中小企業の「うつ病」対策ー人、資金、時間、情報に余裕がない

企業の労働安全衛生、特にメンタルヘルス問題に取り組んでいます。
拙著「中小企業のうつ病対策」をお読みください。

雇用の二極化を回避しないと

2014年08月20日 | 情報
当ブログでは、何回も取り上げて警鐘を乱打していますが、読売の社説に取り上げられましたので、以下に紹介します。
まず、「同一労働同一賃金」という、大原則があります。
企業は、この大原則を遵守するための、対策を講じています。
それは、
・転勤がない
・会議等への出席がない、つまり意思決定する必要がない
・加えて、残業がない
ということで、異様な格差に結びつけているのです。
しかし、果たして現状はどうなのでしょうかね。

まず、非正規社員でも、常識的に「残業」はあります。非正規社員が定時で退社したら現場の業務は成り立たないでしょう。
転勤がないと言っても、「引っ越し」を伴う転勤がないだけで、日常的に人事異動はあります。
最後の砦、会議等への出席がないと、言いますが、朝礼・昼礼・夕礼は、「会議等」に該当しないのでしょうか。
見事に、前提が崩れています。

また、正規社員を非正規社員に置き換えると、残った正社員の業務に上乗せになりますので、正社員の負担は増える一方です。
そして、非正規社員は、「仕事は同じ」なのに、どうしてこのような格差になるのかという不満に結びつくわけです。

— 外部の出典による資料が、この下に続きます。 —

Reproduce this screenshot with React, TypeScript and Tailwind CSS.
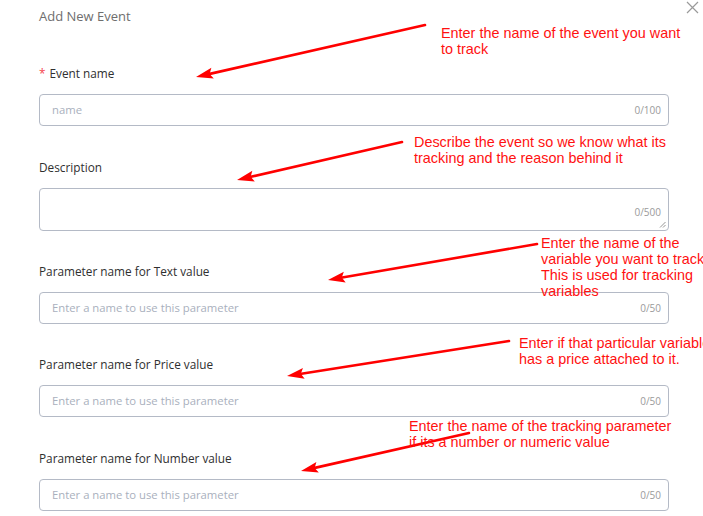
import React from 'react';

type Field = {
  label: string;
  placeholder: string;
  max: number;
  required?: boolean;
  multiline?: boolean;
  gap: string;
};

const fields: Field[] = [
  { label: 'Event name', placeholder: 'name', max: 100, required: true, gap: 'mt-[40px]' },
  { label: 'Description', placeholder: '', max: 500, multiline: true, gap: 'mt-[33px]' },
  { label: 'Parameter name for Text value', placeholder: 'Enter a name to use this parameter', max: 50, gap: 'mt-[32px]' },
  { label: 'Parameter name for Price value', placeholder: 'Enter a name to use this parameter', max: 50, gap: 'mt-[32px]' },
  { label: 'Parameter name for Number value', placeholder: 'Enter a name to use this parameter', max: 50, gap: 'mt-[33px]' },
];

const notes = [
  { pos: 'left-[441px] top-[25px]', lines: ['Enter the name of the event you want', 'to track'] },
  { pos: 'left-[414px] top-[134px]', lines: ['Describe the event so we know what its', 'tracking and the reason behind it'] },
  {
    pos: 'left-[541px] top-[235px]',
    lines: ['Enter the name of the', 'variable you want to track', 'This is used for tracking', 'variables'],
  },
  { pos: 'left-[519px] top-[335px]', lines: ['Enter if that particular variable', 'has a price attached to it.'] },
  { pos: 'left-[409px] top-[418px]', lines: ['Enter the name of the tracking parameter', 'if its a number or numeric value'] },
];

// [fromX, fromY, tipX, tipY]
const arrows = [
  [425, 25, 196, 77],
  [402, 142, 237, 180],
  [537, 244, 328, 280],
  [509, 341, 287, 376],
  [469, 433, 301, 471],
];

function Arrow({ a }: { a: number[] }) {
  const [x1, y1, x2, y2] = a;
  const dx = x2 - x1;
  const dy = y2 - y1;
  const len = Math.hypot(dx, dy);
  const ux = dx / len;
  const uy = dy / len;
  const head = 17;
  const half = 5.5;
  const bx = x2 - ux * head;
  const by = y2 - uy * head;
  const pts = `${x2},${y2} ${bx - uy * half},${by + ux * half} ${bx + ux * 3},${by + uy * 3} ${bx + uy * half},${by - ux * half}`;
  return (
    <g>
      <line x1={x1} y1={y1} x2={bx + ux * 4} y2={by + uy * 4} stroke="#ff0000" strokeWidth={2.6} strokeLinecap="round" />
      <polygon points={pts} fill="#ff0000" />
    </g>
  );
}

function Input({ f }: { f: Field }) {
  if (f.multiline) {
    return (
      <div className="relative h-[43px] rounded-[4px] border border-[#b4bac6] bg-white">
        <span className="absolute right-[7px] top-[16px] text-[10px] leading-[14px] text-[#9a9a9a]">0/{f.max}</span>
        <svg className="absolute bottom-[2px] right-[2px]" width="7" height="7" viewBox="0 0 7 7">
          <path d="M1 6.5 L6.5 1 M4 6.5 L6.5 4" stroke="#8a8a8a" strokeWidth="0.9" />
        </svg>
      </div>
    );
  }
  return (
    <div className="flex h-[32px] items-center rounded-[4px] border border-[#b4bac6] bg-white pl-[12px] pr-[7px]">
      <span className="flex-1 text-[11.3px] text-[#a9b0bd]">{f.placeholder}</span>
      <span className="text-[10px] text-[#9a9a9a]">0/{f.max}</span>
    </div>
  );
}

export default function App() {
  return (
    <div className="relative h-[516px] w-[703px] overflow-hidden bg-white font-['Open_Sans',sans-serif]">
      <div className="pl-[39px] pr-[34px] pt-[8px]">
        <div className="text-[13px] leading-[17px] text-[#6e6e6e]">Add New Event</div>
        {fields.map((f) => (
          <div key={f.label} className={f.gap}>
            <div className="mb-[13px] text-[11.8px] font-medium leading-[16px] text-[#2f2f2f]">
              {f.required && <span className="mr-[4px] text-[#f5434d]">*</span>}
              {f.label}
            </div>
            <Input f={f} />
          </div>
        ))}
      </div>

      <button className="absolute left-[686px] top-[1px] h-[13px] w-[13px]" aria-label="close">
        <svg width="13" height="13" viewBox="0 0 13 13">
          <path d="M1 1 L12 12 M12 1 L1 12" stroke="#9a9a9a" strokeWidth="1.2" />
        </svg>
      </button>

      <svg className="pointer-events-none absolute left-0 top-0" width="703" height="516">
        {arrows.map((a, i) => (
          <Arrow key={i} a={a} />
        ))}
      </svg>

      {notes.map((n) => (
        <div
          key={n.lines[0]}
          className={`absolute ${n.pos} whitespace-nowrap font-['Liberation_Sans',Arial,sans-serif] text-[14.4px] leading-[16px] text-[#ff1111]`}
        >
          {n.lines.map((l) => (
            <div key={l}>{l}</div>
          ))}
        </div>
      ))}
    </div>
  );
}
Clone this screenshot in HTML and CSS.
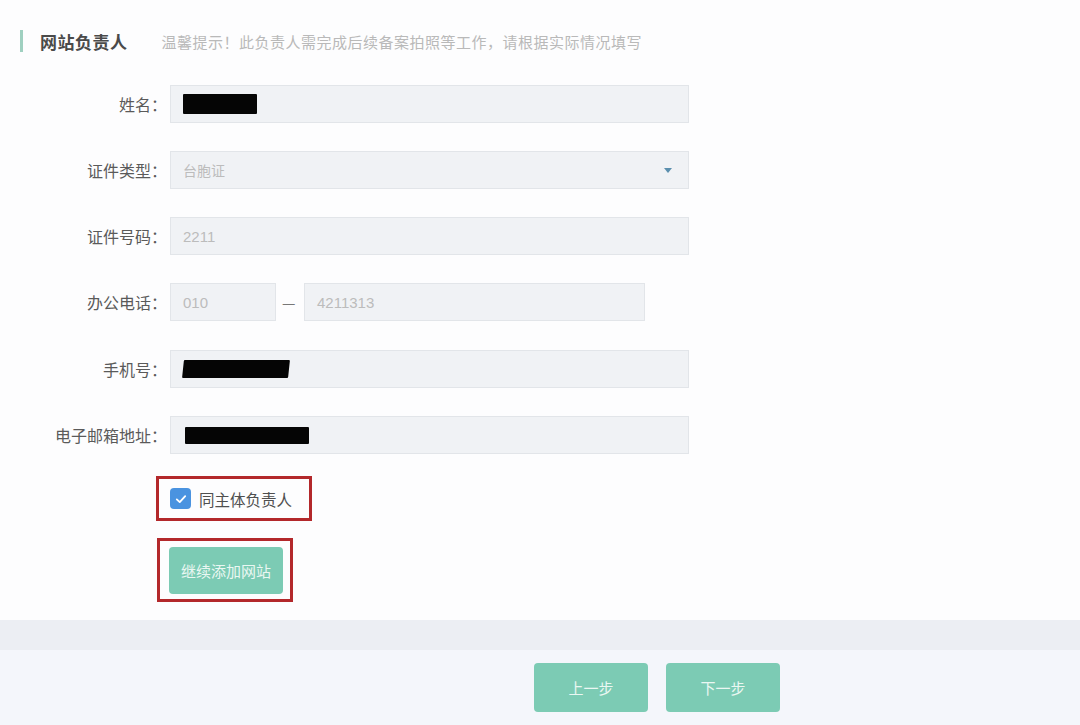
FILE: index.html
```html
<!DOCTYPE html>
<html lang="zh-CN">
<head>
<meta charset="utf-8">
<title>网站负责人</title>
<link rel="stylesheet" href="styles.css">
</head>
<body>
<div class="page">
  <div class="head">
    <span class="bar"></span>
    <span class="title">网站负责人</span>
    <span class="hint">温馨提示！此负责人需完成后续备案拍照等工作，请根据实际情况填写</span>
  </div>
  <div class="form">
    <div class="row">
      <label class="lbl">姓名：</label>
      <div class="field"><span class="redact r-name"></span></div>
    </div>
    <div class="row">
      <label class="lbl">证件类型：</label>
      <div class="field select"><span class="val">台胞证</span><span class="caret"></span></div>
    </div>
    <div class="row">
      <label class="lbl">证件号码：</label>
      <div class="field"><span class="val">2211</span></div>
    </div>
    <div class="row">
      <label class="lbl">办公电话：</label>
      <div class="field area"><span class="val">010</span></div>
      <span class="dash">—</span>
      <div class="field tel"><span class="val">4211313</span></div>
    </div>
    <div class="row">
      <label class="lbl">手机号：</label>
      <div class="field"><span class="redact r-mobile"></span></div>
    </div>
    <div class="row">
      <label class="lbl">电子邮箱地址：</label>
      <div class="field"><span class="redact r-email"></span></div>
    </div>
    <div class="check-row">
      <div class="mark-box check-box">
        <span class="cb"><svg viewBox="0 0 20 20" width="14" height="14"><path d="M4 10.5 L8.2 14.5 L16 6" fill="none" stroke="#fff" stroke-width="2.6" stroke-linecap="round" stroke-linejoin="round"/></svg></span>
        <span class="cb-text">同主体负责人</span>
      </div>
    </div>
    <div class="check-row btn-row">
      <div class="mark-box add-box">
        <button class="btn add">继续添加网站</button>
      </div>
    </div>
  </div>
</div>
<div class="band"></div>
<div class="footer">
  <button class="btn step">上一步</button>
  <button class="btn step">下一步</button>
</div>
</body>
</html>
```
FILE: styles.css
```css
* { box-sizing: border-box; }
html, body { margin: 0; padding: 0; }
body {
  width: 1080px;
  height: 725px;
  overflow: hidden;
  background: #ffffff;
  font-family: "Noto Sans CJK SC", "Noto Sans", sans-serif;
  color: #555;
}
.page {
  height: 620px;
  padding-top: 30px;
  background: #fdfdfe;
}
.head {
  display: flex;
  align-items: center;
  height: 22px;
  padding-left: 20px;
}
.bar {
  width: 3px;
  height: 22px;
  background: #9fd0c0;
  margin-right: 17px;
}
.title {
  font-size: 17px;
  font-weight: bold;
  color: #4a4a4a;
  letter-spacing: 0.5px;
}
.hint {
  margin-left: 34px;
  font-size: 15px;
  color: #b9b9b9;
  letter-spacing: 0.5px;
}
.form {
  margin-top: 33px;
}
.row {
  display: flex;
  align-items: center;
  height: 38px;
  margin-bottom: 28px;
}
.row:nth-child(4) { margin-bottom: 29px; }
.lbl {
  width: 167px;
  text-align: right;
  font-size: 16px;
  color: #5a5a5a;
}
.field {
  margin-left: 3px;
  width: 519px;
  height: 38px;
  background: #f0f2f5;
  border: 1px solid #e2e5e9;
  display: flex;
  align-items: center;
  padding-left: 12px;
  position: relative;
}
.val {
  font-size: 15px;
  color: #bcbcbc;
  font-family: "Liberation Sans", "Noto Sans CJK SC", sans-serif;
}
.select .val { font-family: "Noto Sans CJK SC", sans-serif; font-size: 14px; }
.caret {
  position: absolute;
  right: 16px;
  top: 16px;
  width: 0;
  height: 0;
  border-left: 4px solid transparent;
  border-right: 4px solid transparent;
  border-top: 5px solid #5b8fae;
}
.field.area { width: 106px; }
.field.tel { width: 341px; margin-left: 6px; }
.dash {
  margin-left: 6px;
  font-size: 15px;
  color: #777;
  width: 16px;
}
.redact {
  display: block;
  background: #050505;
  border-radius: 1px;
}
.r-name { width: 74px; height: 20px; }
.r-mobile { width: 106px; height: 18px; transform: skewX(-6deg); }
.r-email { width: 124px; height: 17px; margin-left: 2px; }
.check-row {
  display: flex;
  padding-left: 156px;
  margin-top: -6px;
}
.mark-box {
  border: 3px solid #b3282b;
  display: flex;
  align-items: center;
}
.check-box {
  width: 156px;
  height: 45px;
  padding-left: 11px;
}
.cb {
  width: 21px;
  height: 21px;
  border-radius: 4px;
  background: #4a93e0;
  display: flex;
  align-items: center;
  justify-content: center;
}
.cb-text {
  margin-left: 8px;
  font-size: 15.5px;
  color: #4f4f4f;
}
.btn-row {
  margin-top: 17px;
  padding-left: 157px;
}
.add-box {
  width: 136px;
  height: 64px;
  padding-left: 9px;
}
.btn {
  border: none;
  border-radius: 4px;
  background: #7ccbb4;
  color: #eaf7f2;
  font-family: "Noto Sans CJK SC", sans-serif;
  font-size: 15px;
  padding: 0;
}
.add {
  width: 114px;
  height: 47px;
}
.band {
  height: 30px;
  background: #eceef3;
}
.footer {
  height: 75px;
  background: #f4f6fb;
  display: flex;
  align-items: flex-start;
  padding-top: 13px;
  padding-left: 534px;
  gap: 18px;
}
.step {
  width: 114px;
  height: 49px;
}
```
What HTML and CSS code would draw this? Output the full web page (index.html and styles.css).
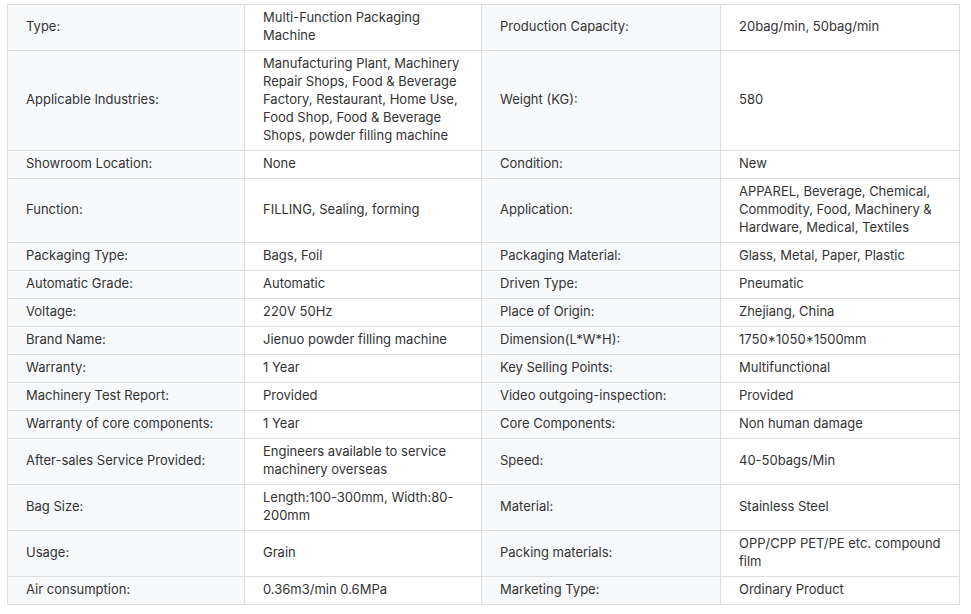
FILE: index.html
```html
<!DOCTYPE html>
<html>
<head>
<meta charset="utf-8">
<link rel="stylesheet" href="styles.css">
</head>
<body>
<table class="spec">
<colgroup><col class="c1"><col class="c2"><col class="c3"><col class="c4"></colgroup>
<tbody>
<tr><td class="k">Type:</td><td class="v">Multi-Function Packaging Machine</td><td class="k">Production Capacity:</td><td class="v">20bag/min, 50bag/min</td></tr>
<tr><td class="k">Applicable Industries:</td><td class="v">Manufacturing Plant, Machinery Repair Shops, Food &amp; Beverage Factory, Restaurant, Home Use, Food Shop, Food &amp; Beverage Shops, powder filling machine</td><td class="k">Weight (KG):</td><td class="v">580</td></tr>
<tr><td class="k">Showroom Location:</td><td class="v">None</td><td class="k">Condition:</td><td class="v">New</td></tr>
<tr><td class="k">Function:</td><td class="v">FILLING, Sealing, forming</td><td class="k">Application:</td><td class="v">APPAREL, Beverage, Chemical, Commodity, Food, Machinery &amp; Hardware, Medical, Textiles</td></tr>
<tr><td class="k">Packaging Type:</td><td class="v">Bags, Foil</td><td class="k">Packaging Material:</td><td class="v">Glass, Metal, Paper, Plastic</td></tr>
<tr><td class="k">Automatic Grade:</td><td class="v">Automatic</td><td class="k">Driven Type:</td><td class="v">Pneumatic</td></tr>
<tr><td class="k">Voltage:</td><td class="v">220V 50Hz</td><td class="k">Place of Origin:</td><td class="v">Zhejiang, China</td></tr>
<tr><td class="k">Brand Name:</td><td class="v">Jienuo powder filling machine</td><td class="k">Dimension(L*W*H):</td><td class="v">1750*1050*1500mm</td></tr>
<tr><td class="k">Warranty:</td><td class="v">1 Year</td><td class="k">Key Selling Points:</td><td class="v">Multifunctional</td></tr>
<tr><td class="k">Machinery Test Report:</td><td class="v">Provided</td><td class="k">Video outgoing-inspection:</td><td class="v">Provided</td></tr>
<tr><td class="k">Warranty of core components:</td><td class="v">1 Year</td><td class="k">Core Components:</td><td class="v">Non human damage</td></tr>
<tr><td class="k">After-sales Service Provided:</td><td class="v">Engineers available to service machinery overseas</td><td class="k">Speed:</td><td class="v">40-50bags/Min</td></tr>
<tr><td class="k">Bag Size:</td><td class="v">Length:100-300mm, Width:80-200mm</td><td class="k">Material:</td><td class="v">Stainless Steel</td></tr>
<tr><td class="k">Usage:</td><td class="v">Grain</td><td class="k">Packing materials:</td><td class="v">OPP/CPP PET/PE etc. compound film</td></tr>
<tr><td class="k">Air consumption:</td><td class="v">0.36m3/min 0.6MPa</td><td class="k">Marketing Type:</td><td class="v">Ordinary Product</td></tr>
</tbody>
</table>
</body>
</html>
```
FILE: styles.css
```css
html, body {
  margin: 0;
  padding: 0;
  background: #ffffff;
}
body {
  padding: 4px 0 0 7px;
  font-family: Inter, "Noto Sans", sans-serif;
  font-size: 13px;
  color: #333333;
}
.spec {
  border-collapse: collapse;
  table-layout: fixed;
  width: 952px;
}
.c1 { width: 237px; }
.c2 { width: 237px; }
.c3 { width: 239px; }
.c4 { width: 239px; }
.spec td {
  border: 1px solid #dddddd;
  padding: 3px 18px 6px 18px;
  line-height: 18px;
  vertical-align: middle;
  word-wrap: break-word;
}
.spec td.k {
  background: #f8f9fb;
}
.spec td.v {
  background: #ffffff;
}
```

正規社員を非正規社員に置き換えることによって生じる利益は、どうなるのでしょう。
企業側の言い分としては、激しい企業間競争に勝ち抜くためには、コストダウンが必要だ、そのための対策である。
または、投資家から要求される利益の捻出に必要な対策である、と。

話は変わりますが、いま日経夕刊に、火坂雅志さんの「天下:家康伝」が連載されています。
そして、秀吉の小田原攻めが佳境に入っています。
秀吉の戦力運用、人心掌握術の巧みさが描かれています。
軍隊は、三交代制です、実戦配備・休養・演習です。そうしないと戦力が維持できないからです。
戦争まで過酷とは言いませんが、労働者が持てる力を発揮する、または発揮させるには、それなりの戦略が必要です。

限定正社員 雇用の「二極化」を是正したい:社説
2014年08月14日 読売

残業や転勤は多いが安定している正社員と、低賃金で身分が不安定な非正規社員――。
二極化した雇用形態を是正することが急務である。
対策の一つとして期待されるのが、職務や勤務地、労働時間を限って雇用する「限定正社員」制度の普及だ。
厚生労働省の有識者懇談会は、この制度を企業が導入する際の指針をまとめた。
限定正社員は、一般の正社員と同様に雇用期間を定めない採用形態だ。
有期雇用の非正規社員より身分が安定している。
勤務地などが限られている分、処遇や雇用保障の面で一般正社員との差はあるが、昇給や昇進は可能だ。
多様な正社員の形態を設け、非正規社員からの転換の受け皿にする。
育児などで働く時間や場所に制約がある人も正社員になれるようにして、女性が活躍できる機会を増やす。
限定正社員の導入を広げる狙いは妥当だろう。
企業側にも、人材の確保・定着や、生産性の向上につながるといったメリットがあるとされる。
既に、「エリア正社員」などの名称で限定正社員を導入している企業は少なくない。
ただ、解雇条件や賃金水準などが不明確なケースが多いのも事実だ。
このため労働側には、「解雇しやすい正社員が増える」「人件費の引き下げに利用される」といった懸念が根強い。
指針は、限定正社員の働く事業所などが廃止された場合も、「直ちに解雇が有効となるわけではない」として、
配置転換などによる雇用継続の努力を求めた。
賃金水準については、一般正社員とバランスを取るよう促した。
勤務地を限定したタイプなら一般正社員の8~9割とする企業が多い、といった目安も示した。
指針が示されたことは、労使双方にとって一定の意義がある。
指針を踏まえた運用が行われるよう、政府は内容の周知徹底を急がなければならない。
「第二の非正規社員」としないため、限定正社員と一般正社員の固定化は避けるべきだ。
労働者の希望に応じて雇用形態を柔軟に変えられる制度を、各企業が設けることが求められる。
恒常的な残業や度重なる転勤を前提とした一般正社員の働き方を見直すことも重要だ。
労働力人口が減少する中、非正規社員のキャリアアップや女性の活用は、成長戦略のカギを握る。
官民が連携し、働く人の意欲と能力を最大限に引き出す雇用制度の充実に知恵を絞ってほしい。